We are using CFE with lmdb and have multiple cf-agents running and we ran into following syslog from CFEngine:
CFEngine(agent) Could not move 'lock database backup' into place (rename: No such file or directory)
After some debugging we are almost certain that this is caused by one cf-agent trying to delete a temporary file (of a DB backup) that has already been delete by another cf-agent. In the function used to protect this (WaitForCriticalSection) we found indications for a possible race condition.
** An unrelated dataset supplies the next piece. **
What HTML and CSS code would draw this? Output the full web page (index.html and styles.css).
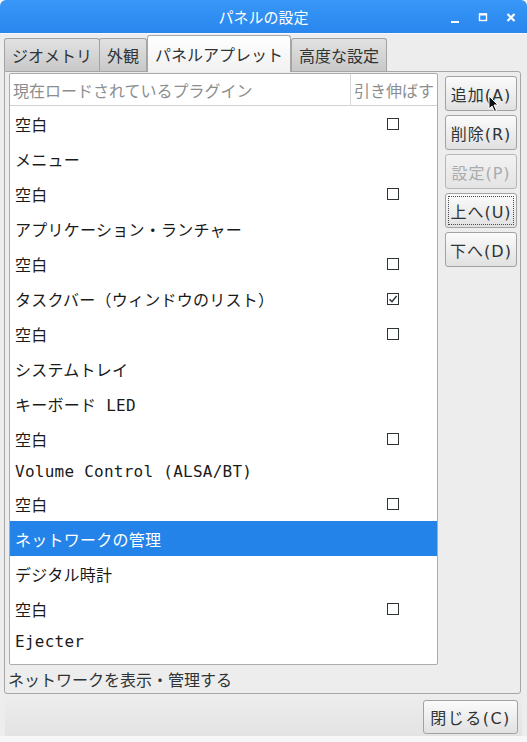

There is no IPC locking between the calls to function FindLockTime and WriteLock. A process switch between these calls can result in another cf-agent finding no lock in the DB an overwriting a previous lock. The problem might even be intensivied by the functions called by WriteLock doing threadlocking an starting other threads (VerifyThatDatabaseIsNotCorrupt_once) before the actual mdb_txn_begin.
We added a debug output to RemoveLock. We read the lock information from the DB before deleting the lock. We output a line if the pid stored in the lock ist different to that of the process. Hier some traces
It shows that e.g. pid 14262 deletes the lock that process 14265 last wrote (by overwriting the lock of 14262). When reading the information process 14265 finds no lock (empty return: pid 0).
Shouldn´t the reading and setting of CF_CRITICAL_SECTION be protected by IPC locking (linux:sem_xxx, flock}), done in a single lmdb transaction (mdb_txn_begin mdb_get
check mdb_put mdb_txn_commit) or a write with MDB_NOOVERWRITE be evaluated?
Since CF_CRITICAL_SECTION is the lock of all locks this can have multiple implications and cause corruption not only in the initially found "file rename" problem.